Le CNED est une énorme structure. Il propose 250 formations et en vend près de 230.000[[Chiffres de 2017.]]. Son public est composé à 48% de public scolaire et à 52% d’étudiants et adultes. Il est subventionné à hauteur de 25 millions d’euros et génère à peu près 49 millions d’euros de recettes commerciales. Son ambition est de devenir une « académie numérique », au même titre que les autres académies. Un projet qui s’appuie sur l’engouement pour le numérique à l’école, le EdTech et la foi dans les vertus magiques de la machine en lieu et place de l’humain[[Sur ce projet, voir Cédric Biagini et alii, (dir), Critiques de l’école numérique, Paris, L’échappée, 2019.]].

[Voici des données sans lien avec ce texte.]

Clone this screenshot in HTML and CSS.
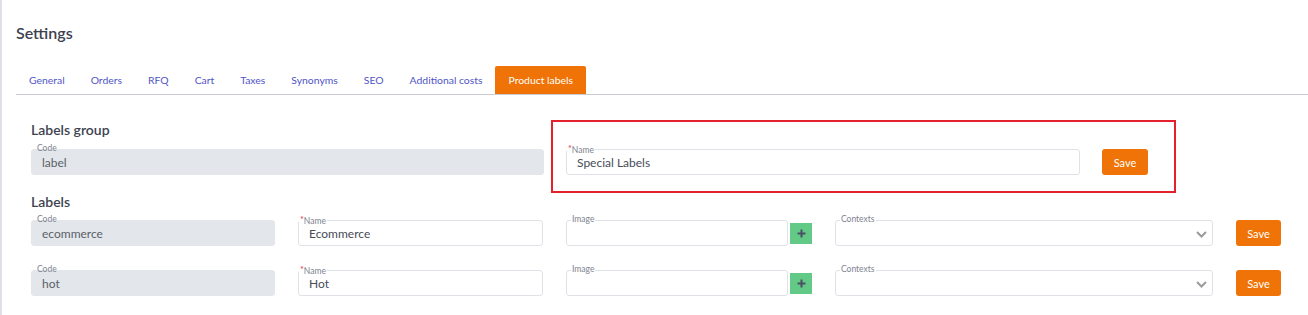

Pour s’inscrire dans cet organisme de service public, il faut créer un « espace client ». Des « clients » à l’école ? Rien d’étonnant, l’institution assume sa nécessaire mutation en « marque » sous le poids de la concurrence du privé : « Des évolutions structurelles engagent un nombre croissant d’institutions publiques à se définir en tant que marque, c’est-à-dire d’éléments signifiant leur personnalité, leur action, et leur territoire »[[Contrat d’objectif et de performance du CNED 2019-2022.]].
Dans le monde de l’entreprise, une marque est ce qui singularise un projet et les produits vendus afin de créer un « contrat de confiance » en jouant sur l’image et l’identité. Le CNED a décidé de s’y coller car il s’agit d’un « outil structurant indispensable » qui « place le citoyen au cœur de l’action publique ». Dans cette optique, on ne parlera plus de « relation pédagogique » (formule ringarde s’il en est), mais de « chaîne de relation client ». L’un des maillons de la chaîne est donc constitué des agents recrutés pour participer à cet enthousiasmant projet.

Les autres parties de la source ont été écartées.